After decades of repeatedly decriminalizing and recriminalizing marijuana, for example, Alaska voters legalized recreational cannabis in 2014 after a campaign led by the organization, which poured $700,000 into canvassing efforts that gathered 15,000 more signatures than needed to get the proposal on the ballot.
“While public support (in Idaho) may be increasing, the Legislature, governor and law enforcement are all heavily opposed to even extremely limited CBD bills, let alone a comprehensive medical marijuana program,” Fox said. “This makes achieving substantive marijuana policy reform more difficult in Idaho than most states.”
Idaho’s difficult ground game
Twelve years have passed since any proposed initiative has collected enough signatures to make it onto the November ballot in Idaho. State law requires proponents to collect 56,192 signatures – equal to 6 percent of registered voters.
Collecting signatures is difficult due to a distribution requirement stipulating that signatures reflect at least 6 percent of registered voters in at least 18 of the state’s 35 legislative districts. So instead of gathering most signatures on a busy Boise street corner or university towns, medical marijuana campaigners have to spend time and money hunting down signatures in sparsely populated areas.
“The medical marijuana issue has been around for years but apparently there is either not the support for legalizing it or (as this year) the petition gatherers are not willing to do the work to get the required number of signatures,” said Chief Deputy Secretary of State Timothy Hurst. “I’m sure the distribution requirements make gathering signatures more difficult, but that was the intent.”

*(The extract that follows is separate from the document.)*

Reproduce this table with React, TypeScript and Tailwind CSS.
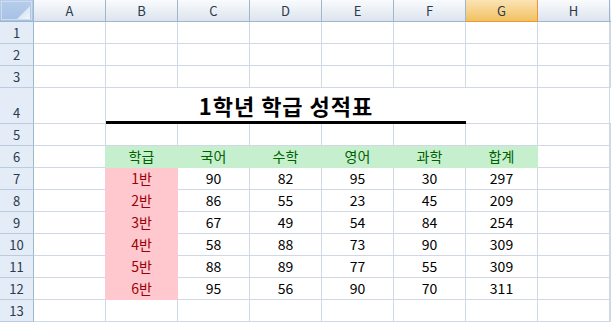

Proponents of legalizing marijuana for medical purposes have struggled in the state Capitol as well.
Though the Republican-dominated Legislature voted to legalize CBD – a non-psychoactive marijuana and hemp compound – for epileptic children in 2015, Gov. Butch Otter vetoed the bill. Otter is not seeking re-election this year and all three frontrunners in the Republican gubernatorial primary support CBD but oppose medical and recreational marijuana.
Sen. Tony Potts, R-Idaho Falls, shepherded a CBD bill through the House this session with a veto-proof majority, but opposition from Republican party leaders and Otter essentially killed the Senate version in committee earlier this year after a closed-door meeting in violation of Idaho’s Open Meeting Law.
National context
Even if a medical marijuana initiative made it to the Idaho ballot and voters passed it, the Legislature could still repeal or sabotage a voter-passed medical marijuana program. That’s what happened in Montana in 2011 before a voter initiative returned patient access and established a new highly regulated program.

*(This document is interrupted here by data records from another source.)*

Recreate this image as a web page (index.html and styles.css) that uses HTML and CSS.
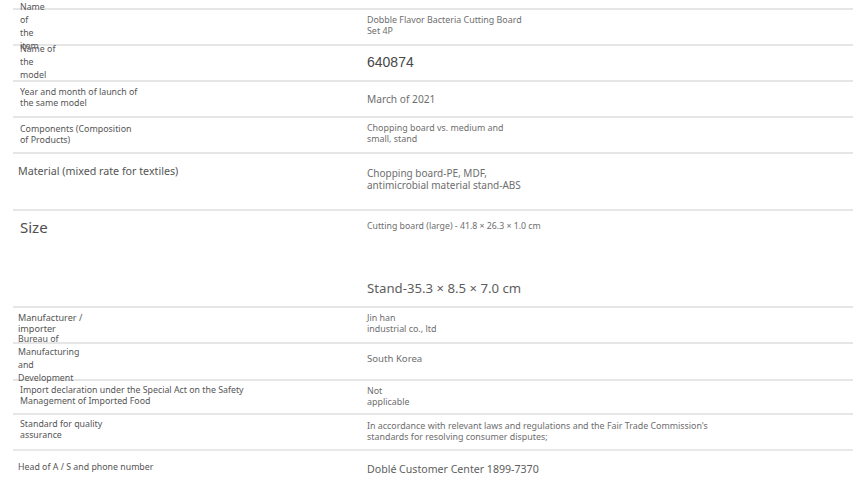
FILE: index.html
```html
<!DOCTYPE html>
<html>
<head>
<meta charset="utf-8">
<link rel="stylesheet" href="styles.css">
</head>
<body>
<div class="sheet">
  <div class="row r1">
    <div class="lab lh13 up1">Name<br>of<br>the<br>item</div>
    <div class="val s89 lh11 p4">Dobble Flavor Bacteria Cutting Board<br>Set 4P</div>
  </div>
  <div class="row r2">
    <div class="lab lh13 up2">Name of<br>the<br>model</div>
    <div class="val num p8">640874</div>
  </div>
  <div class="row r3">
    <div class="lab lh11 p5">Year and month of launch of<br>the same model</div>
    <div class="val s102 lh13 p10">March of 2021</div>
  </div>
  <div class="row r4">
    <div class="lab s89 lh11 p5">Components (Composition<br>of Products)</div>
    <div class="val s89 lh11 p4">Chopping board vs. medium and<br>small, stand</div>
  </div>
  <div class="row r5">
    <div class="lab lab-in s107 lh13 p11">Material (mixed rate for textiles)</div>
    <div class="val s10 lh12 p13">Chopping board-PE, MDF,<br>antimicrobial material stand-ABS</div>
  </div>
  <div class="row r6">
    <div class="lab big lh18 p7">Size</div>
    <div class="val p9">
      <div class="s875 lh11">Cutting board (large) - 41.8 × 26.3 × 1.0 cm</div>
      <div class="stand">Stand-35.3 × 8.5 × 7.0 cm</div>
    </div>
  </div>
  <div class="row r7">
    <div class="lab lab-in s91 lh11 p4">Manufacturer /<br>importer</div>
    <div class="val s89 lh11 p4">Jin han<br>industrial co., ltd</div>
  </div>
  <div class="row r8">
    <div class="lab lab-in lh13 up3">Bureau of<br>Manufacturing<br>and<br>Development</div>
    <div class="val s96 lh13 p8">South Korea</div>
  </div>
  <div class="row r9">
    <div class="lab lh11 p3">Import declaration under the Special Act on the Safety<br>Management of Imported Food</div>
    <div class="val s89 lh11 p3">Not<br>applicable</div>
  </div>
  <div class="row r10">
    <div class="lab lh11 p4">Standard for quality<br>assurance</div>
    <div class="val s89 lh11 p45">In accordance with relevant laws and regulations and the Fair Trade Commission's<br>standards for resolving consumer disputes;</div>
  </div>
  <div class="row r11">
    <div class="lab lab-in lh13 p9">Head of A / S and phone number</div>
    <div class="val s105 lh14 p10">Doblé Customer Center 1899-7370</div>
  </div>
</div>
</body>
</html>
```

FILE: styles.css
```css
html, body {
  margin: 0;
  padding: 0;
  background: #ffffff;
}
body {
  font-family: "Noto Sans", "Open Sans", sans-serif;
  color: #5b5b5b;
}
.sheet {
  margin: 8px 0 0 13px;
  width: 840px;
}
.row {
  display: grid;
  grid-template-columns: 354px 1fr;
  box-sizing: border-box;
  border-top: 2px solid #e6e6e6;
  align-items: start;
}
.r1 { height: 36px; }
.r2 { height: 36px; }
.r3 { height: 36px; }
.r4 { height: 36px; }
.r5 { height: 57px; }
.r6 { height: 97px; }
.r7 { height: 36px; }
.r8 { height: 37px; }
.r9 { height: 34px; }
.r10 { height: 36px; }
.r11 { height: 44px; border-top-color: #e9e9e9; }

.lab {
  padding-left: 7px;
  font-size: 8.8px;
  color: #555555;
}
.lab-in { padding-left: 5px; }
.val {
  font-size: 8.6px;
  color: #6e6e6e;
}
.s875 { font-size: 8.75px; }
.s89 { font-size: 8.9px; }
.s91 { font-size: 9.1px; }
.s96 { font-size: 9.6px; }
.s10 { font-size: 10px; }
.s102 { font-size: 10.2px; }
.s105 { font-size: 10.6px; color: #5e5e5e; }
.s107 { font-size: 10.7px; }
.big { font-size: 15px; color: #4e4e4e; }
.num {
  font-family: "Liberation Sans", Arial, sans-serif;
  font-size: 14px;
  line-height: 16px;
  color: #474747;
}
.stand {
  margin-top: 48px;
  font-size: 13.2px;
  line-height: 16px;
  color: #5e5e5e;
}

.lh11 { line-height: 11px; }
.lh12 { line-height: 12px; }
.lh13 { line-height: 13px; }
.lh14 { line-height: 14px; }
.lh18 { line-height: 18px; }

.up1 { margin-top: -9.5px; }
.up2 { margin-top: -3px; }
.up3 { margin-top: -11.5px; }
.p3 { padding-top: 3.5px; }
.p4 { padding-top: 4px; }
.p45 { padding-top: 4.5px; }
.p5 { padding-top: 5px; }
.p7 { padding-top: 7px; }
.p8 { padding-top: 8px; }
.p9 { padding-top: 9.5px; }
.p10 { padding-top: 10.5px; }
.p11 { padding-top: 11px; }
.p13 { padding-top: 13px; }
```
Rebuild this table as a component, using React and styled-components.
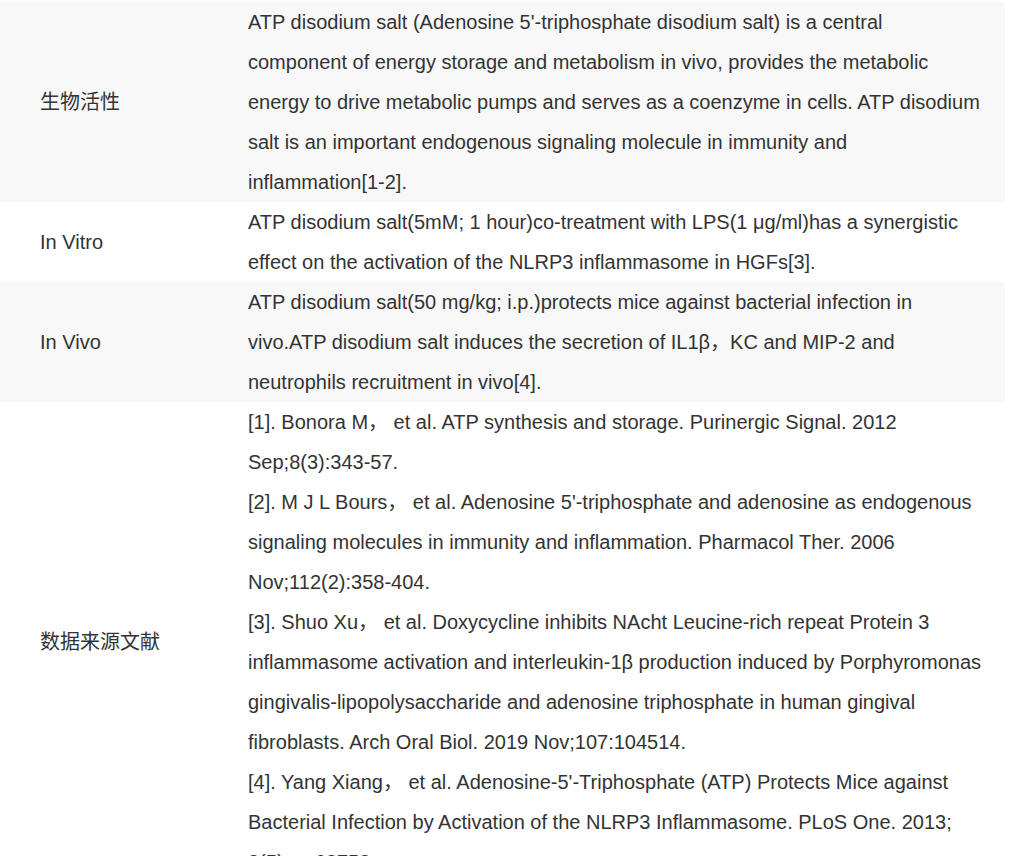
import React from "react";
import styled, { createGlobalStyle } from "styled-components";

const Global = createGlobalStyle`
  html, body { margin: 0; padding: 0; background: #fff; }
  body { font-family: "Liberation Sans", Arial, "Noto Sans CJK SC", sans-serif; color: #333; }
`;

const Page = styled.div`
  padding-top: 2px;
  width: 1005px;
`;

const Table = styled.table`
  width: 1005px;
  border-collapse: collapse;
  border-spacing: 0;
  table-layout: fixed;
  font-size: 20px;
  line-height: 40px;
  color: #333;
`;

const Row = styled.tr`
  background: ${(p) => (p.$shaded ? "#f8f8f8" : "#fff")};
`;

const Label = styled.td`
  padding: 0 0 0 40px;
  vertical-align: middle;
  font-family: "Liberation Sans", Arial, "Noto Sans CJK SC", sans-serif;
`;

const Value = styled.td`
  padding: 0 20px 0 0;
  vertical-align: middle;
`;

const Ref = styled.div``;

const rows = [
  {
    label: "生物活性",
    shaded: true,
    content:
      "ATP disodium salt (Adenosine 5'-triphosphate disodium salt) is a central component of energy storage and metabolism in vivo, provides the metabolic energy to drive metabolic pumps and serves as a coenzyme in cells. ATP disodium salt is an important endogenous signaling molecule in immunity and inflammation[1-2].",
  },
  {
    label: "In Vitro",
    shaded: false,
    content:
      "ATP disodium salt(5mM; 1 hour)co-treatment with LPS(1 μg/ml)has a synergistic effect on the activation of the NLRP3 inflammasome in HGFs[3].",
  },
  {
    label: "In Vivo",
    shaded: true,
    content:
      "ATP disodium salt(50 mg/kg; i.p.)protects mice against bacterial infection in vivo.ATP disodium salt induces the secretion of IL1β，KC and MIP-2 and neutrophils recruitment in vivo[4].",
  },
];

const refs = [
  "[1]. Bonora M， et al. ATP synthesis and storage. Purinergic Signal. 2012 Sep;8(3):343-57.",
  "[2]. M J L Bours， et al. Adenosine 5'-triphosphate and adenosine as endogenous signaling molecules in immunity and inflammation. Pharmacol Ther. 2006 Nov;112(2):358-404.",
  "[3]. Shuo Xu， et al. Doxycycline inhibits NAcht Leucine-rich repeat Protein 3 inflammasome activation and interleukin-1β production induced by Porphyromonas gingivalis-lipopolysaccharide and adenosine triphosphate in human gingival fibroblasts. Arch Oral Biol. 2019 Nov;107:104514.",
  "[4]. Yang Xiang， et al. Adenosine-5'-Triphosphate (ATP) Protects Mice against Bacterial Infection by Activation of the NLRP3 Inflammasome. PLoS One. 2013; 8(5)：e63758.",
];

export default function App() {
  return (
    <>
      <Global />
      <Page>
        <Table>
          <colgroup>
            <col style={{ width: 248 }} />
            <col />
          </colgroup>
          <tbody>
            {rows.map((r) => (
              <Row key={r.label} $shaded={r.shaded}>
                <Label>{r.label}</Label>
                <Value>{r.content}</Value>
              </Row>
            ))}
            <Row $shaded={false}>
              <Label>数据来源文献</Label>
              <Value>
                {refs.map((t) => (
                  <Ref key={t}>{t}</Ref>
                ))}
              </Value>
            </Row>
          </tbody>
        </Table>
      </Page>
    </>
  );
}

That Montana is so far the only state to attempt a repeal says much about the substance of the state’s original medical marijuana program, which was passed by voters in 2004 and contained little oversight, leading to exploitation, DEA raids and the repeal movement.
Forty-seven states have some sort of legal medical marijuana, leaving out only Idaho, Kansas and Nebraska.

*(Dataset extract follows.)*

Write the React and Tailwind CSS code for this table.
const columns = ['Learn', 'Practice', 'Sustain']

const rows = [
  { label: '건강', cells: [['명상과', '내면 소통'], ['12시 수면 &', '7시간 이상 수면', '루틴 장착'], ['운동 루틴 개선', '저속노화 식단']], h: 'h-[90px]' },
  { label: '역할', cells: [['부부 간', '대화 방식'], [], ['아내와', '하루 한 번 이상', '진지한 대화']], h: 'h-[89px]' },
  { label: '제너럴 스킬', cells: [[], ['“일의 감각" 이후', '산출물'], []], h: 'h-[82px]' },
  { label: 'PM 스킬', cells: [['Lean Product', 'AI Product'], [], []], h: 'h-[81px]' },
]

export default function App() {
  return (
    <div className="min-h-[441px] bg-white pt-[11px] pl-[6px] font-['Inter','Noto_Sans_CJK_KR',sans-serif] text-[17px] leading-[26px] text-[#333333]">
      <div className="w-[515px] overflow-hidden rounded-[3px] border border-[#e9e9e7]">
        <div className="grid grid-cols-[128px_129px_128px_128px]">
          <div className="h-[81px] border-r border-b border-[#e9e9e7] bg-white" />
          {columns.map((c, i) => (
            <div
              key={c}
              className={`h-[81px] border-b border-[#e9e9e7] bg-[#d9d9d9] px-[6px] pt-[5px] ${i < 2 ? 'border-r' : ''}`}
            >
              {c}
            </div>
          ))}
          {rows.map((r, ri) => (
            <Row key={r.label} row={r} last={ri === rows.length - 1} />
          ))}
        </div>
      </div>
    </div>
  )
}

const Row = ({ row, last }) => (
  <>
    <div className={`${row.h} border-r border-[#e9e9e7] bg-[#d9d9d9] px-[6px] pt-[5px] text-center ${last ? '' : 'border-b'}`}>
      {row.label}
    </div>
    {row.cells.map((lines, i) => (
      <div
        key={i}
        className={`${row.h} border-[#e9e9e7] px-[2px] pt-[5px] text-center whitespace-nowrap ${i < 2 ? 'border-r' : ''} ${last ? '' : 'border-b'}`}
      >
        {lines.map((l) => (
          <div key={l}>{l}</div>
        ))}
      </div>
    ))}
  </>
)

Most states that legalized medical marijuana in the movement’s early years did so through ballot initiatives, as state legislatures were wary. State lawmakers have warmed to the issue in recent years and have passed medical programs in part thanks to the U.S. Department of Justice’s 2009 Ogden Memo, which gave states permission to regulate medical marijuana without fear of federal indictment.
U.S. Attorney General Jeff Sessions has since rescinded that memo (and another pertaining to recreational marijuana), but state medical programs are still protected under federal law by the Rohrabacher-Blumenauer Amendment, which passed in March. The amendment must be passed every year during federal budgeting.
Vermont became the first and only state where lawmakers legalized recreational marijuana in the state legislature rather than by voter initiative. Every other state with recreational marijuana had laws passed through ballot initiatives.
The political conditions for Idaho to join the rest of America in legalizing medical marijuana may be ripening, but proponents have yet to take advantage of the opportunity.